FDA expands support of artificial intelligence in medicine and drug development

Dan Sfera
Healthcare in America
3 min readMay 7, 2018

Digital Health

Expanding a 2017 digital health program, the US Food and Drug Administration (FDA) is encouraging the use of artificial intelligence and other digital tools in medicine and drug development and is establishing a new incubator focused on health technology, according to a report by Meg Tirrell of CNBC.com. (https://www.cnbc.com/2018/04/26/fda-moves-to-encourage-a-i-in-medicine-drug-development.html)

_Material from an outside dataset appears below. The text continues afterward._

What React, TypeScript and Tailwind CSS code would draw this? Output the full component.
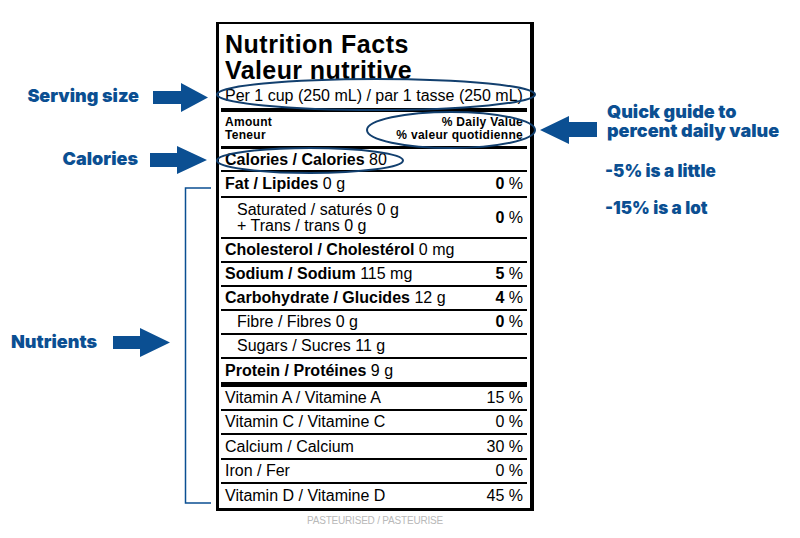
import React from "react";

type RowProps = {
  name: string;
  amount?: string;
  num?: string;
  boldName?: boolean;
  boldNum?: boolean;
  indent?: boolean;
  h: string;
  last?: boolean;
  thick?: boolean;
};

function Row({ name, amount, num, boldName = true, boldNum = true, indent, h, last, thick }: RowProps) {
  const border = last ? "" : thick ? "border-b-[5px] border-black" : "border-b-2 border-black";
  return (
    <div className={`flex items-center justify-between pr-[4px] ${indent ? "pl-[16px]" : "pl-[4px]"} ${h} ${border}`}>
      <div className="text-[16px] leading-[18px] whitespace-nowrap">
        <span className={boldName ? "font-bold" : ""}>{name}</span>
        {amount ? <span> {amount}</span> : null}
      </div>
      {num !== undefined ? (
        <div className="text-[16px] leading-[18px] whitespace-nowrap">
          <span className={boldNum ? "font-bold" : ""}>{num}</span>
          <span> %</span>
        </div>
      ) : null}
    </div>
  );
}

function Label() {
  return (
    <div className="w-[318px] border-l-[3px] border-t-2 border-r-4 border-b-[3px] border-black pl-[2px] pr-[3px] text-black font-['Liberation_Sans',Arial,sans-serif]">
      <div className="h-[84px] pl-[4px] pt-[7px]">
        <div className="text-[25px] leading-[26px] font-bold tracking-[0.5px] whitespace-nowrap">Nutrition Facts</div>
        <div className="text-[25px] leading-[26px] font-bold tracking-[0.4px] whitespace-nowrap">Valeur nutritive</div>
        <div className="mt-[4px] text-[16px] leading-[18px] whitespace-nowrap">
          Per 1 cup (250 mL) / par 1 tasse (250 mL)
        </div>
      </div>
      <div className="h-[4px] bg-black" />
      <div className="h-[34px] flex items-center justify-between px-[4px] text-[12px] leading-[13px] font-bold tracking-[0.3px]">
        <div>
          <div>Amount</div>
          <div>Teneur</div>
        </div>
        <div className="text-right">
          <div>% Daily Value</div>
          <div>% valeur quotidienne</div>
        </div>
      </div>
      <div className="h-[3px] bg-black" />
      <Row name="Calories / Calories" amount="80" h="h-[23px]" />
      <Row name="Fat / Lipides" amount="0 g" num="0" h="h-[26px]" />
      <div className="h-[41px] flex items-center justify-between pl-[16px] pr-[4px] border-b-2 border-black">
        <div className="text-[16px] leading-[16px] whitespace-nowrap">
          <div>Saturated / saturés 0 g</div>
          <div>+ Trans / trans 0 g</div>
        </div>
        <div className="text-[16px] leading-[18px] whitespace-nowrap">
          <span className="font-bold">0</span>
          <span> %</span>
        </div>
      </div>
      <Row name="Cholesterol / Cholestérol" amount="0 mg" h="h-[24px]" />
      <Row name="Sodium / Sodium" amount="115 mg" num="5" h="h-[24px]" />
      <Row name="Carbohydrate / Glucides" amount="12 g" num="4" h="h-[24px]" />
      <Row name="Fibre / Fibres" amount=" 0 g" num="0" boldName={false} indent h="h-[24px]" />
      <Row name="Sugars / Sucres" amount="11 g" boldName={false} indent h="h-[24px]" />
      <Row name="Protein / Protéines" amount="9 g" h="h-[28px]" thick />
      <Row name="Vitamin A / Vitamine A" num="15" boldName={false} boldNum={false} h="h-[24px]" />
      <Row name="Vitamin C / Vitamine C" num="0" boldName={false} boldNum={false} h="h-[24px]" />
      <Row name="Calcium / Calcium" num="30" boldName={false} boldNum={false} h="h-[25px]" />
      <Row name="Iron / Fer" num="0" boldName={false} boldNum={false} h="h-[24px]" />
      <Row name="Vitamin D / Vitamine D" num="45" boldName={false} boldNum={false} h="h-[24px]" last />
    </div>
  );
}

export default function App() {
  const blue = "#0b4f92";
  const ring = "#123f6e";
  return (
    <div className="relative w-[800px] h-[538px] bg-white overflow-hidden">
      <div className="pl-[216px] pt-[22px]">
        <Label />
        <div className="w-[318px] mt-[4px] text-center text-[10px] leading-[12px] tracking-[-0.2px] text-[#b9b9b9] font-['Liberation_Sans',Arial,sans-serif]">
          PASTEURISED / PASTEURISE
        </div>
      </div>

      <svg className="absolute inset-0 pointer-events-none" width="800" height="538" viewBox="0 0 800 538">
        <ellipse cx="376" cy="94.5" rx="159" ry="15.5" fill="none" stroke={ring} strokeWidth="2" />
        <ellipse cx="451" cy="130" rx="84" ry="18" fill="none" stroke={ring} strokeWidth="2" />
        <ellipse cx="310" cy="160.5" rx="93" ry="12.5" fill="none" stroke={ring} strokeWidth="2" />
        <polygon points="153,91 181,91 181,83 208,97.5 181,112 181,104 153,104" fill={blue} />
        <polygon points="150,153 177,153 177,146 207,160 177,174 177,167 150,167" fill={blue} />
        <polygon points="113,336 140,336 140,328 170,342.5 140,357 140,349 113,349" fill={blue} />
        <polygon points="597,122 569,122 569,116 540,130 569,144 569,137 597,137" fill={blue} />
        <path d="M 211 188 H 185.5 V 503 H 211" fill="none" stroke={blue} strokeWidth="1.5" />
      </svg>

      <div className="absolute left-[10px] top-[86px] w-[129px] text-right text-[18px] leading-[20px] font-black text-[#0b4f92] font-['Inter',sans-serif] whitespace-nowrap">
        Serving size
      </div>
      <div className="absolute left-[10px] top-[149px] w-[128px] text-right text-[18px] leading-[20px] font-black text-[#0b4f92] font-['Inter',sans-serif] whitespace-nowrap">
        Calories
      </div>
      <div className="absolute left-[11px] top-[332px] text-[18px] leading-[20px] font-black text-[#0b4f92] font-['Inter',sans-serif] whitespace-nowrap">
        Nutrients
      </div>
      <div className="absolute left-[607px] top-[102px] text-[18px] leading-[19px] font-black text-[#0b4f92] font-['Inter',sans-serif] whitespace-nowrap">
        <div>Quick guide to</div>
        <div>percent daily value</div>
      </div>
      <div className="absolute left-[605px] top-[161px] text-[17px] leading-[20px] font-black text-[#0b4f92] font-['Inter',sans-serif] whitespace-nowrap">
        -5% is a little
      </div>
      <div className="absolute left-[605px] top-[198px] text-[17px] leading-[20px] font-black text-[#0b4f92] font-['Inter',sans-serif] whitespace-nowrap">
        -15% is a lot
      </div>
    </div>
  );
}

According to FDA Commissioner Scott Gottlieb, who spoke at the Health Datapalooza at the end of April in Washington, “AI holds enormous promise for the future of medicine. We’re actively developing a new regulatory framework to promote innovation in this space, and support the use of AI-based technologies. We expect to see an increasing number of AI-based submissions in the coming years, starting with medical imaging devices, and we’re working with experts in the field.”

In 2017 the FDA created a pre-certification program for digital health companies, allowing certain companies that garner that status to bring digital health products to market by means of a more streamlined regulatory process. Gottlieb added that the FDA also is planning to apply that program to tools that are based on AI.

The FDA is also creating a new incubator. Named the Information Exchange and Data Transformation, or INFORMED, the incubator will enable the FDA to focus on devices that improve cancer treatment and drug development.

Gottlieb mentioned collaborations with Project Data Sphere that have the objective of using medical imaging data to create algorithms that can do a better job of classifying tumors, and with the National Cancer Institute on a joint fellowship program that aims to design “digital biomarkers” to use in drug development.

Gottlieb also said that the agency intends to determine how the public feels about the appropriate method of incorporating digital health tools designed to be used with prescription drugs. The FDA is attempting to put the finishing touches on the pre-certification program framework and anticipates that it will have it in place by the end of 2018.

Gottlieb concluded, “We share your urgency to advance this innovation in care, and we’re committed to doing our part to support its benefits to patients.”

Health Datapalooza, which according to organizers, “sits at the nexus of ideas, evidence, and execution,” enabled Federal policymakers and regulatory leaders to meet with Silicon Valley startups and the health system’s chief information officers. The organizers described Health Datapalooza as “a diverse community of big thinkers and roll-up-our-sleeves-and-get-it-done problem solvers who share a mission to liberate and use data to improve health and health care.”

The conference was created to dig into the real world experience of turning information into innovation as the challenges facing health and health care continue to evolve. Attendees discussed what works, what does not work, why, and what is coming next. Bringing together diverse and influential voices from the public and private sectors, the conference offered different viewpoints from industry leaders to policy makers, delivery systems to startups, academics to data liberators, patients to clinicians, and everything in between. Datapalooza attendees got to hear about the real-world concepts and actionable steps that they could take back to their workplace, presented by both newcomers and senior leaders with first-hand experience using data to improve health and health care.